■ **Dataset section**:
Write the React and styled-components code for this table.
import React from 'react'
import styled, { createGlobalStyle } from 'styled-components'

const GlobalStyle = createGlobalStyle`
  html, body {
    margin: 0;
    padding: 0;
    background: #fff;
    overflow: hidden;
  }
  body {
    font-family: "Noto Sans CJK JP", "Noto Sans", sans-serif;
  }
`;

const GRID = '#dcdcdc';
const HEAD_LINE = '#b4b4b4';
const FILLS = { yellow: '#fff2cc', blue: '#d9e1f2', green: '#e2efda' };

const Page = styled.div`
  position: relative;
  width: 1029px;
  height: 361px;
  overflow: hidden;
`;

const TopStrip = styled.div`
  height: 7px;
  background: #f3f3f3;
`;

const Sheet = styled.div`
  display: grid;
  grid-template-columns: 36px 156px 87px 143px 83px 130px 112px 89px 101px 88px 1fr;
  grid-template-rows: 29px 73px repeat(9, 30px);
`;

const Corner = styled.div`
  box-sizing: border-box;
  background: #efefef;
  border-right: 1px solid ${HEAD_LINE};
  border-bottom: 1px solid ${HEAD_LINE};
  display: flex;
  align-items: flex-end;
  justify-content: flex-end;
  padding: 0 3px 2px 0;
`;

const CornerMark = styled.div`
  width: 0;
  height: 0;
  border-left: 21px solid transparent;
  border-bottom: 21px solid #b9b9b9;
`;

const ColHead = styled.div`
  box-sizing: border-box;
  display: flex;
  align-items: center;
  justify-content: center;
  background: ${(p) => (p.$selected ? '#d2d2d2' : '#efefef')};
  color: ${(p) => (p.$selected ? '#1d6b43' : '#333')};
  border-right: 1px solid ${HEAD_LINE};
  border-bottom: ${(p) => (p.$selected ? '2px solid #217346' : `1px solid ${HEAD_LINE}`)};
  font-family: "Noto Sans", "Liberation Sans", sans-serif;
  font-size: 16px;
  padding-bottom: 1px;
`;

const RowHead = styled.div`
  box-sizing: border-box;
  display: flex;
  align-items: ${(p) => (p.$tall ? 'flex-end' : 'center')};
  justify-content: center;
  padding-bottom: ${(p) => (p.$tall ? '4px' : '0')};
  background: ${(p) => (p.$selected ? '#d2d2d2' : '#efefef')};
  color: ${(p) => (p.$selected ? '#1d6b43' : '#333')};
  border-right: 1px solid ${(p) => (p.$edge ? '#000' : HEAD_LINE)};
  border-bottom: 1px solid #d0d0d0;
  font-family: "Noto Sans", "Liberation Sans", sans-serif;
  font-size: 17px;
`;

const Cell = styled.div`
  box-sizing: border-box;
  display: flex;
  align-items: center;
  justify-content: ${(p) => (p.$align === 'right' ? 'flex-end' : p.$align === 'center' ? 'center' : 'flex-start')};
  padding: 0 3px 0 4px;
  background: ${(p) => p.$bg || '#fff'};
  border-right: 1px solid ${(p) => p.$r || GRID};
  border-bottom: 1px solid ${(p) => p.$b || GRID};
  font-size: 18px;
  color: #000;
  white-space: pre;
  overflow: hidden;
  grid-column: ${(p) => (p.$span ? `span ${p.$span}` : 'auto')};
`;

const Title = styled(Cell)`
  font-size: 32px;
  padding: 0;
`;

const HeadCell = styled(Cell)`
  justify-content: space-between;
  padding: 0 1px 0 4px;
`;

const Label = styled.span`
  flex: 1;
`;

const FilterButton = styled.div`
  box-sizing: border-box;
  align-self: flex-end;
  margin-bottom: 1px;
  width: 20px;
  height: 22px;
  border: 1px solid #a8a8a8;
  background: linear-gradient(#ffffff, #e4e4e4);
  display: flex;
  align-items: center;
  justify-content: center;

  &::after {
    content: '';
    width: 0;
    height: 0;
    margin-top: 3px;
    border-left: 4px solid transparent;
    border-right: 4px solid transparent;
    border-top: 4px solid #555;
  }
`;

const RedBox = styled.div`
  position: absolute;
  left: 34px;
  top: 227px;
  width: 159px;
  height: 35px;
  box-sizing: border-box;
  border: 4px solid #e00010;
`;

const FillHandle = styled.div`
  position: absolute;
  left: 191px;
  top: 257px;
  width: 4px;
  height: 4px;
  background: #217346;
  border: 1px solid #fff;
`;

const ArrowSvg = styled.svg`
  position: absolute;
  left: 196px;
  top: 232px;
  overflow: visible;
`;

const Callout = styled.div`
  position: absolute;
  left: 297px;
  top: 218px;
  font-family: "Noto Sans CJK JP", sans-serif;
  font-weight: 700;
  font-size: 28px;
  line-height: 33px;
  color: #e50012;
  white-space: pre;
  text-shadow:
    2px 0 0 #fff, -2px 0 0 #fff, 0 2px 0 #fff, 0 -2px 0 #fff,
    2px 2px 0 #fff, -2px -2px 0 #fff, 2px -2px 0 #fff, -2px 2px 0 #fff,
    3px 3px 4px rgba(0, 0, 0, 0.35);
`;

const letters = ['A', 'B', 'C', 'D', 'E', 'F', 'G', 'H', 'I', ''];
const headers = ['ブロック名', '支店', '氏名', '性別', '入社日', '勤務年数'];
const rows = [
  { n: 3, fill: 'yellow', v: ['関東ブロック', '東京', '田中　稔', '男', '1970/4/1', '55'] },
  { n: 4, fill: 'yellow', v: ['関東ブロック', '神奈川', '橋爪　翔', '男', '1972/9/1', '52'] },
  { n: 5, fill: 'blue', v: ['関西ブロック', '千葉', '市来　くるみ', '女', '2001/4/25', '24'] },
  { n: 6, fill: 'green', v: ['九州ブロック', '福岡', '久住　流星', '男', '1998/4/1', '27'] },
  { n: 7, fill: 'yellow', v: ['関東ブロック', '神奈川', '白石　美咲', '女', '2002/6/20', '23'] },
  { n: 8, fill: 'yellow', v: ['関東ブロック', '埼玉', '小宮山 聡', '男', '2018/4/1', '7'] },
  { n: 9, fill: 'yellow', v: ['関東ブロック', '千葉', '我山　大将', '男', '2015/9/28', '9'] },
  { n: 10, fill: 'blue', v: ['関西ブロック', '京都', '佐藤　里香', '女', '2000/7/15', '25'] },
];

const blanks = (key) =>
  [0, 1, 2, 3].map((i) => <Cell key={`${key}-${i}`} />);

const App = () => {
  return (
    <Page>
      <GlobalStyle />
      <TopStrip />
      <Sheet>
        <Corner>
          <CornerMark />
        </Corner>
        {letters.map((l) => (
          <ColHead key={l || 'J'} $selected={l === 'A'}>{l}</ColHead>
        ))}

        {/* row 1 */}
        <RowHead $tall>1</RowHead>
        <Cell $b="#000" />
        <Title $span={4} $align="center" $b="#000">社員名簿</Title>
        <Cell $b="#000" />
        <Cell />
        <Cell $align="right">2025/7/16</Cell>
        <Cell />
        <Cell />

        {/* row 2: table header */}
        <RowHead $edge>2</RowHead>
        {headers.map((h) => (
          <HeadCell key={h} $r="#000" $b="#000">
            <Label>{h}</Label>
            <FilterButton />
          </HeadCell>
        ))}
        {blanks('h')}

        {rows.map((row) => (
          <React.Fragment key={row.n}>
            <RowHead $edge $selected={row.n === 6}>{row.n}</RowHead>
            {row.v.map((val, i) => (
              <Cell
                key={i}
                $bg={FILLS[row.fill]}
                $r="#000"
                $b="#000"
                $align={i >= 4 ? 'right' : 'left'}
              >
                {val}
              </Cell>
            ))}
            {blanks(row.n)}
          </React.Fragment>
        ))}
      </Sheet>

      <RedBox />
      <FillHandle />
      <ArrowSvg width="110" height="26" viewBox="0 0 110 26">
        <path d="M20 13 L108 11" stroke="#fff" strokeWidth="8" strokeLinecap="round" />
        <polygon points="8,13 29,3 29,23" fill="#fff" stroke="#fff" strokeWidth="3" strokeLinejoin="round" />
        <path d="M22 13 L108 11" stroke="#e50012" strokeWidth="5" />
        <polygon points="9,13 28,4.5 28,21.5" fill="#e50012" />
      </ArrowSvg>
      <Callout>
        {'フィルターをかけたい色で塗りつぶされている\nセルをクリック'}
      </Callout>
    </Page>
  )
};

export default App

■ **Exercise description**:
Find every line containing the word "React", then give the total and nothing more.

■ **Exercise result**:
4